We’re thinking that Venezuelan socialism coupled with starvation is going to be a tough sell, however, when voters compare that to the whole Hey-we-have-jobs-food-and-toilet-paper-with-a-capitalist-in-the-White-House thing.
Is this a real person? Who is this person? Wasn’t this the name of a character in one of those cruddy new Star Wars movies? We don’t think this is a real person.
Reporters who just can’t quit Hillary are breathless right now because the Crooked Hillary super PAC has started sending out fundraising pitches once again. Will she? Won’t she? Short answer: She won’t. Here’s what’s really happening.

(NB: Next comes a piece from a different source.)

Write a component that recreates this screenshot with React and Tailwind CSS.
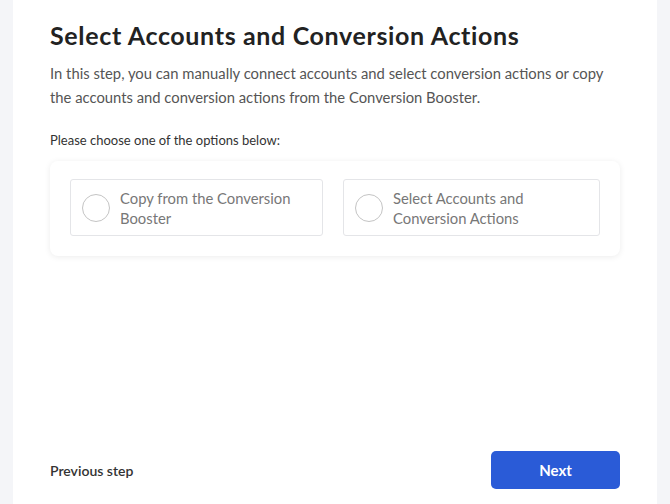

Hillary’s inner circle is filled with lifetime bureaucrats. These are people who have never worked a day in their lives in the private sector. They have shuffled around between political campaigns and the State Department and the Clinton Foundation and Obama administration paper-pushing placeholder jobs for their entire adult lives. Now they are mostly frozen out of the federal government under the Trump administration. The Clinton Foundation doesn’t have any more influence to peddle, so all that influence-peddling cash has dried up. They’re out of money. Huma Abedin isn’t going to keep rubbing Hillary’s huge, swollen feet for free!
So, Hillary Clinton’s super PAC can send out pleas for cash donations and all the Clinton cronies can join the staff of the super PAC as paid “consultants.” It’s a scam that Democrats run with super PACs all the time. Go back and look at all the breathless articles wondering whether Hillary will run. The media outlets are all citing each other as they wonder whether she’ll run.
“The Daily Mail reports that the New York Post heard that…” The one person who hasn’t said she’s running? That would be Crooked Hillary.
But she’s still more than happy to stamp her name on fundraising letters and keep suckering gullible Dems into handing over their cash. It’s a win-win for our side because the Democrats will have their hopes smashed once again when she doesn’t run – plus, she’s sucking money out of Democrats that they could have used in the midterm elections for real races.
That’s quite the 2020 bench you’ve got there, Democrats! Keep it up!